SBOE Primaries Set Up Interesting November Battles
I apologize for my absence over the last week, friends. I was in Nashville eating delicious barbeque and attending the National Alliance for Public Charter Schools’ annual conference. This year is a special year to hang out with charter leaders, advocates, and policy wonks, as it marks the 25th anniversary of the American charter school movement. Minnesota passed the first charter school law in 1991. Since then, the movement has grown to include nearly 7,000 schools serving roughly three million students across 42 states and the District of Columbia. Yeehaw!
I learned three things at the conference. First, that Nashville’s hot, sticky weather offers a compelling argument that we should regard air conditioning as the single most important invention in human history. Second, that southern food puts all other regional foods to shame. And finally, that the American charter school movement is absolutely stuffed with inspirational people from a thousand different walks of life and of a thousand different philosophical persuasions who wake up every day thinking about how they can fight for children’s futures. Seriously, these folks are amazing.
But as much fun as I had wandering around Nashville and chatting with real-life educational superheroes, I couldn’t fully unplug from Colorado issues. In particular, readers who are politically inclined may have noticed that Colorado completed its primary elections on Tuesday. There was lots of hubbub around the Republican pick for the U.S. Senate race, and a good deal of chatter around some surprising state legislative primaries on both sides of the aisle. But very few people seem to have paid attention to primary results in one of the most important edu-areas: the Colorado State Board of Education.
A sort of strange microcosm of American politics played out during the SBOE primaries, with insurgent candidates, some of whom are deeply opposed to reform, challenging more moderate candidates for a shot at a seat on SBOE.

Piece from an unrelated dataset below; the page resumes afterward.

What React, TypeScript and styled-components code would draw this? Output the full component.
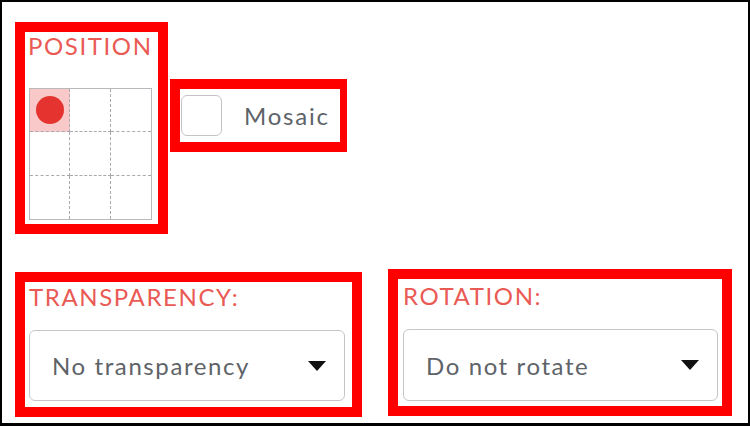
import React, { useState } from 'react';
import styled, { createGlobalStyle } from 'styled-components';

const GlobalStyle = createGlobalStyle`
  body {
    margin: 0;
    background: #fff;
    font-family: Lato, "Open Sans", sans-serif;
  }
`;

const Frame = styled.div`
  width: 750px;
  height: 426px;
  box-sizing: border-box;
  border: 2px solid #000;
  border-bottom-width: 3px;
  background: #fff;
  padding: 20px 0 0 13px;
  display: flex;
  flex-direction: column;
`;

const Row = styled.div<{ $gap: number; $top?: number }>`
  display: flex;
  align-items: flex-start;
  gap: ${p => p.$gap}px;
  margin-top: ${p => p.$top ?? 0}px;
`;

// red annotation frame drawn round each control group
const Marked = styled.div<{ $w: number; $h: number; $top?: number; $right?: number; $padLeft?: number }>`
  width: ${p => p.$w}px;
  height: ${p => p.$h}px;
  box-sizing: border-box;
  border: 10px solid #ff0000;
  border-right-width: ${p => p.$right ?? 10}px;
  margin-top: ${p => p.$top ?? 0}px;
  padding-left: ${p => p.$padLeft ?? 0}px;
  display: flex;
  flex-direction: column;
  align-items: flex-start;
`;

const Label = styled.div<{ $top: number }>`
  color: #ea5a54;
  font-size: 24px;
  font-weight: 400;
  letter-spacing: 1.6px;
  line-height: 24px;
  margin-top: ${p => p.$top}px;
  text-transform: uppercase;
  white-space: nowrap;
`;

const PositionGrid = styled.div`
  margin: 30px 0 0 1px;
  width: 123px;
  height: 132px;
  box-sizing: border-box;
  border: 1px solid #b9b9bd;
  display: grid;
  grid-template-columns: repeat(3, 1fr);
  grid-template-rows: repeat(3, 1fr);
`;

const Cell = styled.button<{ $active: boolean; $col: number; $row: number }>`
  all: unset;
  cursor: pointer;
  display: flex;
  align-items: center;
  justify-content: center;
  background: ${p => (p.$active ? '#f9c8c8' : 'transparent')};
  border-right: ${p => (p.$col < 2 ? '1px dashed #a9a9ad' : 'none')};
  border-bottom: ${p => (p.$row < 2 ? '1px dashed #a9a9ad' : 'none')};
`;

const Dot = styled.span`
  width: 28px;
  height: 28px;
  border-radius: 50%;
  background: #e5342f;
`;

const CheckRow = styled.label`
  display: flex;
  align-items: center;
  gap: 22px;
  height: 100%;
  padding-left: 1px;
  cursor: pointer;
`;

const CheckBox = styled.span<{ $checked: boolean }>`
  width: 41px;
  height: 41px;
  box-sizing: border-box;
  border: 1px solid #c4c4c8;
  border-radius: 6px;
  background: ${p => (p.$checked ? '#e5342f' : '#fff')};
`;

const CheckText = styled.span`
  color: #5e6368;
  font-size: 24px;
  letter-spacing: 1.8px;
  white-space: nowrap;
`;

const Select = styled.div<{ $w: number; $h: number }>`
  width: ${p => p.$w}px;
  height: ${p => p.$h}px;
  margin-top: 21px;
  box-sizing: border-box;
  border: 1px solid #c6c6ca;
  border-radius: 6px;
  padding: 0 18px 0 22px;
  display: flex;
  align-items: center;
  justify-content: space-between;
  color: #5e6368;
  font-size: 24px;
  letter-spacing: 1.6px;
  white-space: nowrap;
  cursor: pointer;
`;

const Caret = () => (
  <svg width="18" height="10" viewBox="0 0 18 10">
    <path d="M0 0h18L9 10z" fill="#111" />
  </svg>
);

export default function App() {
  const [pos, setPos] = useState(0);
  const [mosaic, setMosaic] = useState(false);

  return (
    <>
      <GlobalStyle />
      <Frame>
        <Row $gap={2}>
          <Marked $w={153} $h={212} $padLeft={3}>
            <Label $top={2}>Position</Label>
            <PositionGrid>
              {Array.from({ length: 9 }, (_, i) => (
                <Cell key={i} $active={pos === i} $col={i % 3} $row={Math.floor(i / 3)} onClick={() => setPos(i)}>
                  {pos === i && <Dot />}
                </Cell>
              ))}
            </PositionGrid>
          </Marked>
          <Marked $w={177} $h={73} $top={57} $right={7}>
            <CheckRow onClick={() => setMosaic(!mosaic)}>
              <CheckBox $checked={mosaic} />
              <CheckText>Mosaic</CheckText>
            </CheckRow>
          </Marked>
        </Row>
        <Row $gap={26} $top={35}>
          <Marked $w={347} $h={145} $top={3} $padLeft={4}>
            <Label $top={3}>Transparency:</Label>
            <Select $w={316} $h={71}>
              No transparency
              <Caret />
            </Select>
          </Marked>
          <Marked $w={344} $h={147} $padLeft={5}>
            <Label $top={5}>Rotation:</Label>
            <Select $w={315} $h={72}>
              Do not rotate
              <Caret />
            </Select>
          </Marked>
        </Row>
      </Frame>
    </>
  );
}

In the 3rd Congressional District Republican primary, ever-present Common Core opponent Anita Stapleton lost to incumbent Joyce Rankin by about 5,000 votes. Some of you may remember that Rankin was appointed to SBOE by a vacancy committee after former board president Marcia Neal loudly resigned her position in 2015. She beat out a pretty crowded field of folks hoping to fill Neal’s seat, and it looks she intends to hang on to it. She’ll face Democrat Christine Pacheco-Koveleski in November. Those who follow Colorado politics know that Rankin is married to Representative Bob Rankin, a Republican who sits on the General Assembly’s powerful Joint Budget Committee.
Meanwhile, the 6th Congressional District race is shaping up to be very interesting. Two Democrats, Illana Spiegel and Rebecca McClellan, squared off for a chance to unseat Republican Debora Scheffel, who has been on the board since 2011. Scheffel is the dean of the Colorado Christian School of Education and holds a Ph.D. in Communication Sciences and Communicative Disorders from Northwestern University.
Spiegel is perhaps known for her staunch grassroots opposition to testing and accountability in public education. McClellan, on the other hand, previously served as Mayor Pro Tem of Centennial, and also served on the Centennial City Council between 2006 and 2014.
Republican Chairman Steve Durham, who was appointed by vacancy committee in 2014 to fill the seat of former SBOE chairman Paul Lundeen after Lundeen was elected to the Colorado House of Representatives (you may remember him as the representative who engineered this year’s student data privacy bill). Durham will face Democrat Jeffrey L. Walker Sr. in November’s 5th Congressional District contest.
The 6th CD race will be the one to watch in November, as control of that seat will likely decide which way the currently 4-3 Republican board swings politically. However the majority lands, it will have a major impact on choice, accountability, and other edu-issues. Then again, I suppose SBOE does have a habit of surprising me with oddly configured bipartisan votes, so I guess we’ll have to see how it shakes out. It’s going to be interesting.
I am thankfully precluded from being involved in or taking sides during political contests, so my role in the coming months will be to do what I do best: watch and provide policy commentary (and snark where appropriate).